→ **Problem to solve**
Here are records with pictures in them. Copy all of them exactly and leave the pictures out.

— START Available records —

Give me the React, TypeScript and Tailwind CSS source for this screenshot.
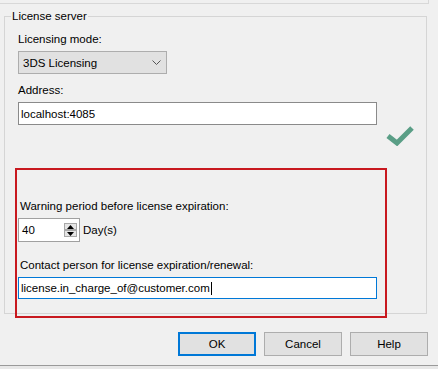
import { ReactNode } from 'react';

const Button = ({ children, focused }: { children: ReactNode; focused?: boolean }) => (
  <div
    className={`flex h-[24px] w-[78px] items-center justify-center bg-[#e1e1e1] ${
      focused ? 'border-2 border-[#0078d7]' : 'border border-[#adadad]'
    }`}
  >
    {children}
  </div>
);

const SpinArrow = ({ up }: { up?: boolean }) => (
  <div className="flex h-[7px] w-[13px] items-center justify-center border border-[#a8a8a8] bg-[#e5e5e5]">
    <svg width="7" height="4" viewBox="0 0 7 4">
      <polygon points={up ? '0,4 3.5,0 7,4' : '0,0 3.5,4 7,0'} fill="#000" />
    </svg>
  </div>
);

export default function App() {
  return (
    <div
      className="flex h-[369px] w-[438px] flex-col overflow-hidden bg-[#f0f0f0] text-[11.5px] leading-[16px] text-black"
      style={{ fontFamily: '"Liberation Sans", Arial, sans-serif' }}
    >
      {/* bottom edge of the previous group */}
      <div className="h-[4px] w-[429px] shrink-0 border-b border-r border-[#d8d8d8]" />

      {/* License server group */}
      <div className="ml-[4px] mt-[12px] h-[298px] w-[423px] shrink-0 border border-[#d5d5d5] pl-[13px]">
        <div className="-ml-[7px] -mt-[9px] w-fit bg-[#f0f0f0] px-[1px]">License server</div>

        <div className="mt-[7px]">Licensing mode:</div>
        <div className="mt-[4px] flex h-[23px] w-[149px] items-center justify-between border border-[#adadad] bg-[#e1e1e1] pl-[4px] pr-[5px]">
          <span>3DS Licensing</span>
          <svg width="9" height="5" viewBox="0 0 9 5">
            <polyline points="0.5,0.5 4.5,4.5 8.5,0.5" fill="none" stroke="#555" strokeWidth="1" />
          </svg>
        </div>

        <div className="mt-[8px]">Address:</div>
        <div className="mt-[4px] flex items-start">
          <div className="flex h-[23px] w-[359px] items-center border border-[#8a8a8a] bg-white pl-[2px]">
            localhost:4085
          </div>
          <svg className="ml-[9px] mt-[22px]" width="28" height="22" viewBox="0 0 28 22">
            <polyline points="2,12 11,19 26,4" fill="none" stroke="#5a9e86" strokeWidth="5" />
          </svg>
        </div>

        {/* highlighted section */}
        <div className="-ml-[3px] mt-[22px] h-[150px] w-[372px] border-2 border-[#c8191f] pt-[28px]">
          <div className="ml-[3px]">Warning period before license expiration:</div>
          <div className="ml-[1px] mt-[4px] flex items-center">
            <div className="flex h-[24px] w-[62px] items-center justify-between border border-[#a0a0a0] bg-white pl-[3px] pr-[2px]">
              <span>40</span>
              <div className="flex flex-col">
                <SpinArrow up />
                <SpinArrow />
              </div>
            </div>
            <span className="ml-[3px]">Day(s)</span>
          </div>

          <div className="ml-[3px] mt-[15px]">Contact person for license expiration/renewal:</div>
          <div className="ml-[1px] mt-[4px] flex h-[22px] w-[359px] items-center border border-[#0078d7] bg-white pl-[2px]">
            <span>license.in_charge_of@customer.com</span>
            <span className="ml-[1px] h-[13px] w-px bg-black" />
          </div>
        </div>
      </div>

      {/* dialog buttons */}
      <div className="mt-[18px] flex shrink-0 justify-end gap-[8px] pr-[10px]">
        <Button focused>OK</Button>
        <Button>Cancel</Button>
        <Button>Help</Button>
      </div>

      <div className="mt-auto h-[4px] shrink-0 border-t border-[#9a9a9a] bg-[#e8e8e8]" />
    </div>
  );
}
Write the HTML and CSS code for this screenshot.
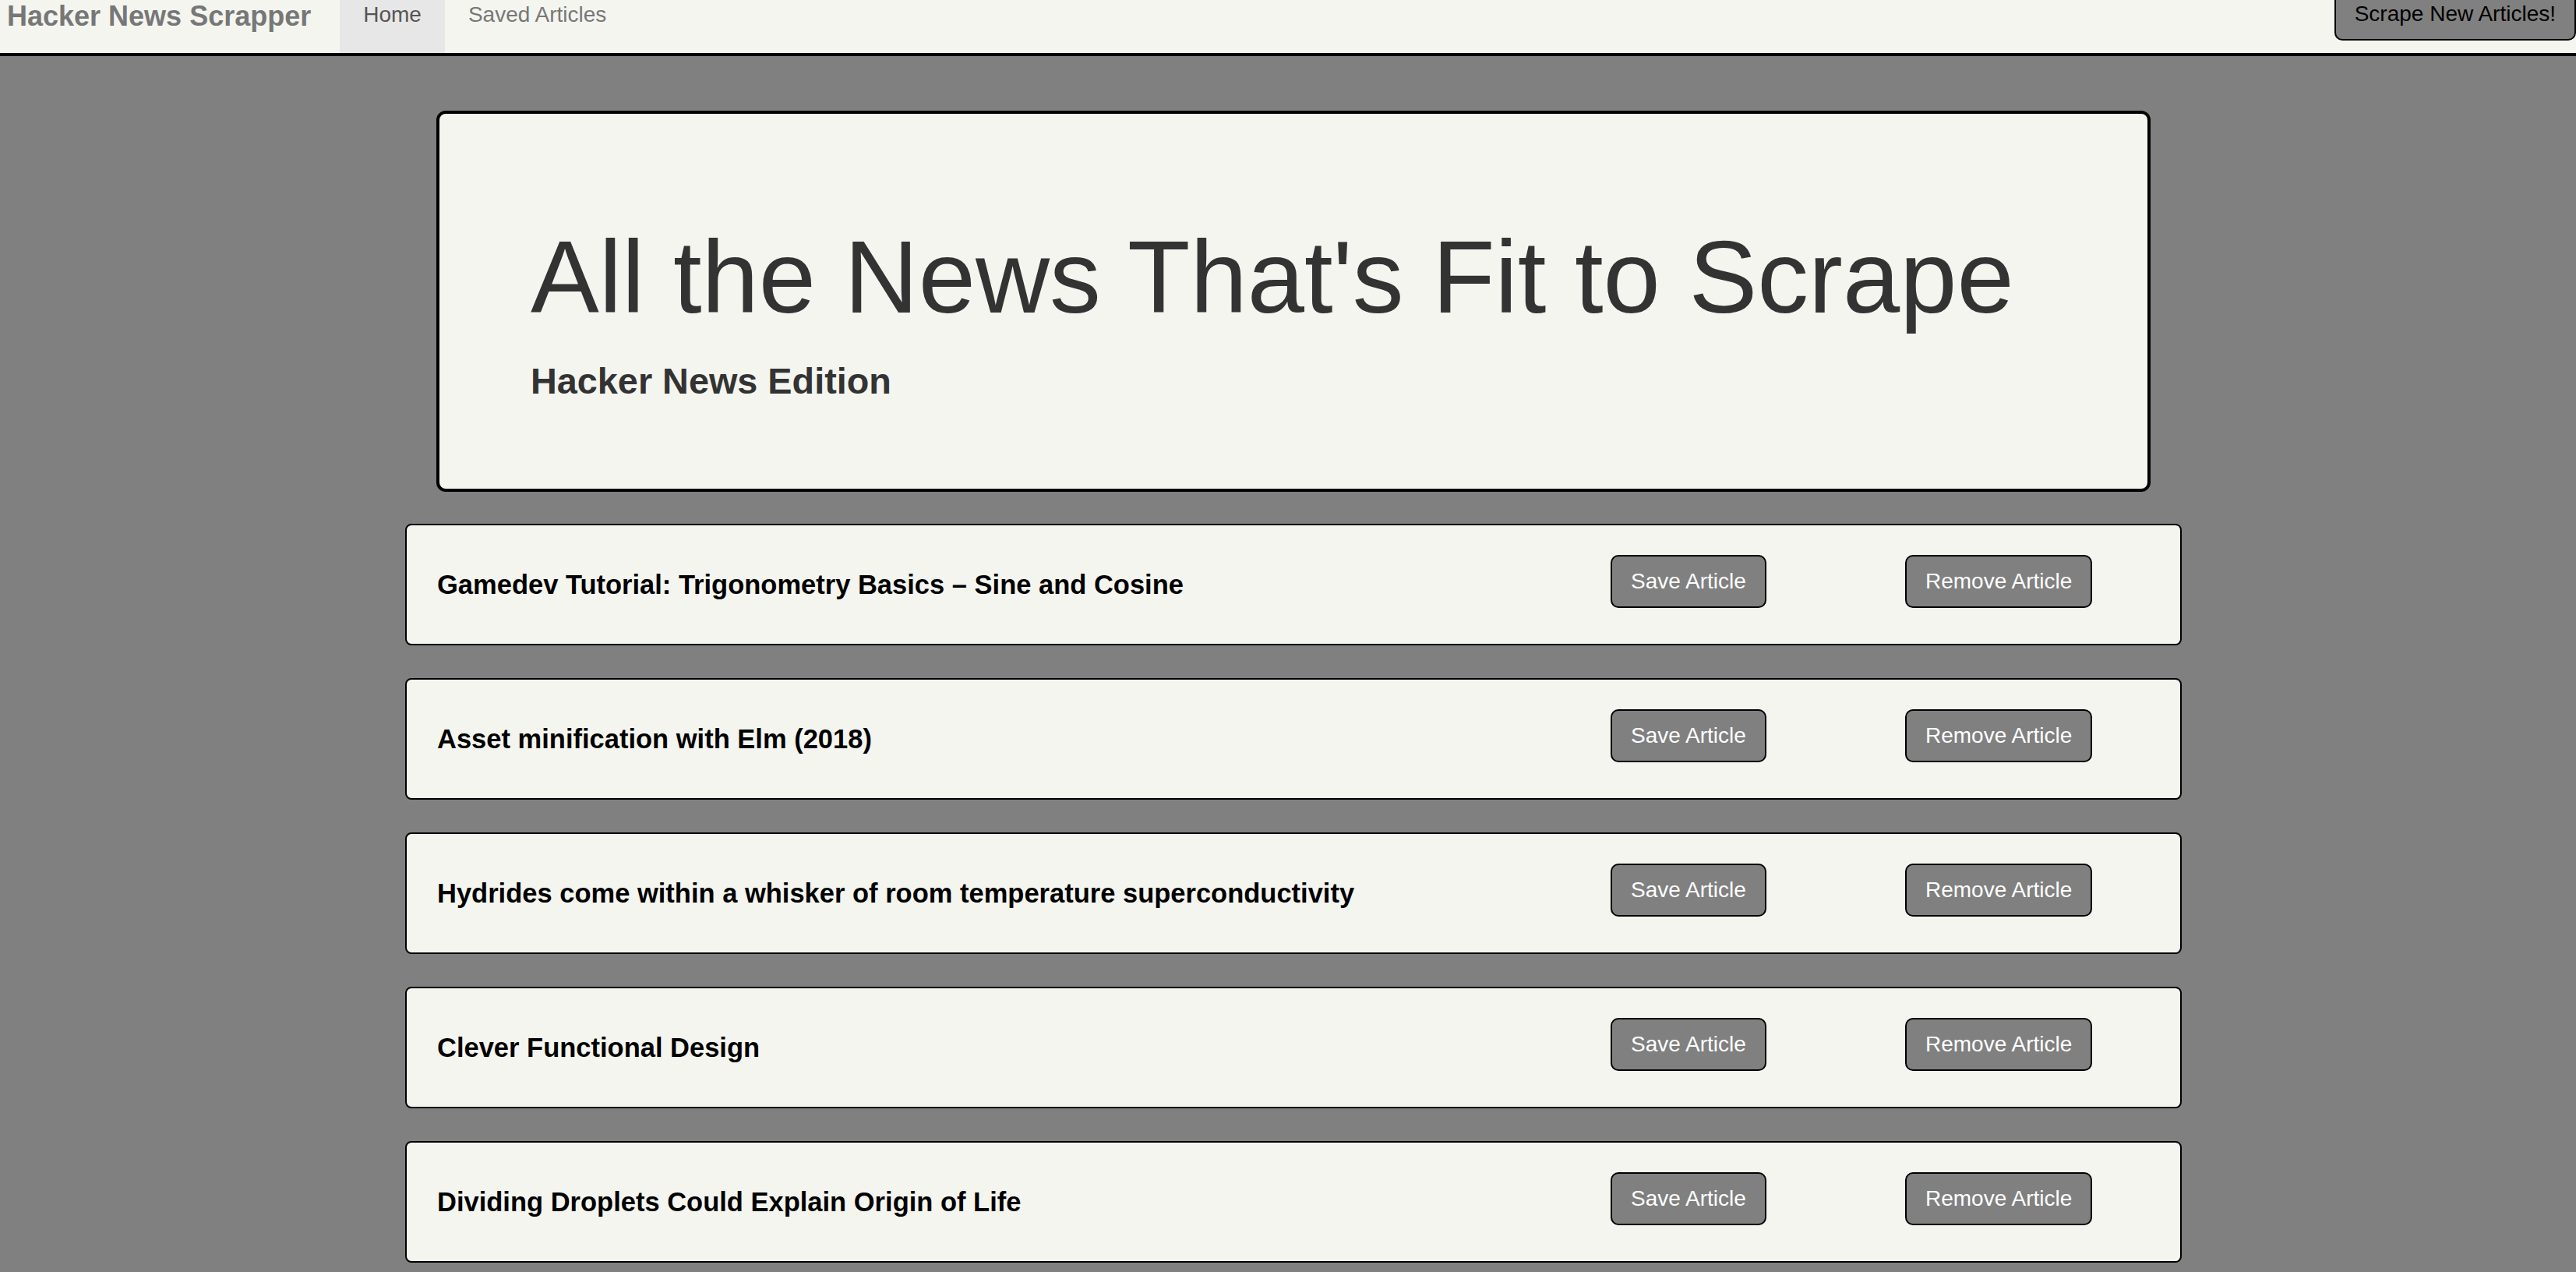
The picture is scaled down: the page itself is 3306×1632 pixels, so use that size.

— END Available records —

→ **Written response**
Give me the React, TypeScript and Tailwind CSS source for this screenshot.
import { ReactNode } from 'react';

const Button = ({ children, focused }: { children: ReactNode; focused?: boolean }) => (
  <div
    className={`flex h-[24px] w-[78px] items-center justify-center bg-[#e1e1e1] ${
      focused ? 'border-2 border-[#0078d7]' : 'border border-[#adadad]'
    }`}
  >
    {children}
  </div>
);

const SpinArrow = ({ up }: { up?: boolean }) => (
  <div className="flex h-[7px] w-[13px] items-center justify-center border border-[#a8a8a8] bg-[#e5e5e5]">
    <svg width="7" height="4" viewBox="0 0 7 4">
      <polygon points={up ? '0,4 3.5,0 7,4' : '0,0 3.5,4 7,0'} fill="#000" />
    </svg>
  </div>
);

export default function App() {
  return (
    <div
      className="flex h-[369px] w-[438px] flex-col overflow-hidden bg-[#f0f0f0] text-[11.5px] leading-[16px] text-black"
      style={{ fontFamily: '"Liberation Sans", Arial, sans-serif' }}
    >
      {/* bottom edge of the previous group */}
      <div className="h-[4px] w-[429px] shrink-0 border-b border-r border-[#d8d8d8]" />

      {/* License server group */}
      <div className="ml-[4px] mt-[12px] h-[298px] w-[423px] shrink-0 border border-[#d5d5d5] pl-[13px]">
        <div className="-ml-[7px] -mt-[9px] w-fit bg-[#f0f0f0] px-[1px]">License server</div>

        <div className="mt-[7px]">Licensing mode:</div>
        <div className="mt-[4px] flex h-[23px] w-[149px] items-center justify-between border border-[#adadad] bg-[#e1e1e1] pl-[4px] pr-[5px]">
          <span>3DS Licensing</span>
          <svg width="9" height="5" viewBox="0 0 9 5">
            <polyline points="0.5,0.5 4.5,4.5 8.5,0.5" fill="none" stroke="#555" strokeWidth="1" />
          </svg>
        </div>

        <div className="mt-[8px]">Address:</div>
        <div className="mt-[4px] flex items-start">
          <div className="flex h-[23px] w-[359px] items-center border border-[#8a8a8a] bg-white pl-[2px]">
            localhost:4085
          </div>
          <svg className="ml-[9px] mt-[22px]" width="28" height="22" viewBox="0 0 28 22">
            <polyline points="2,12 11,19 26,4" fill="none" stroke="#5a9e86" strokeWidth="5" />
          </svg>
        </div>

        {/* highlighted section */}
        <div className="-ml-[3px] mt-[22px] h-[150px] w-[372px] border-2 border-[#c8191f] pt-[28px]">
          <div className="ml-[3px]">Warning period before license expiration:</div>
          <div className="ml-[1px] mt-[4px] flex items-center">
            <div className="flex h-[24px] w-[62px] items-center justify-between border border-[#a0a0a0] bg-white pl-[3px] pr-[2px]">
              <span>40</span>
              <div className="flex flex-col">
                <SpinArrow up />
                <SpinArrow />
              </div>
            </div>
            <span className="ml-[3px]">Day(s)</span>
          </div>

          <div className="ml-[3px] mt-[15px]">Contact person for license expiration/renewal:</div>
          <div className="ml-[1px] mt-[4px] flex h-[22px] w-[359px] items-center border border-[#0078d7] bg-white pl-[2px]">
            <span>license.in_charge_of@customer.com</span>
            <span className="ml-[1px] h-[13px] w-px bg-black" />
          </div>
        </div>
      </div>

      {/* dialog buttons */}
      <div className="mt-[18px] flex shrink-0 justify-end gap-[8px] pr-[10px]">
        <Button focused>OK</Button>
        <Button>Cancel</Button>
        <Button>Help</Button>
      </div>

      <div className="mt-auto h-[4px] shrink-0 border-t border-[#9a9a9a] bg-[#e8e8e8]" />
    </div>
  );
}
Write the HTML and CSS code for this screenshot.
The picture is scaled down: the page itself is 3306×1632 pixels, so use that size.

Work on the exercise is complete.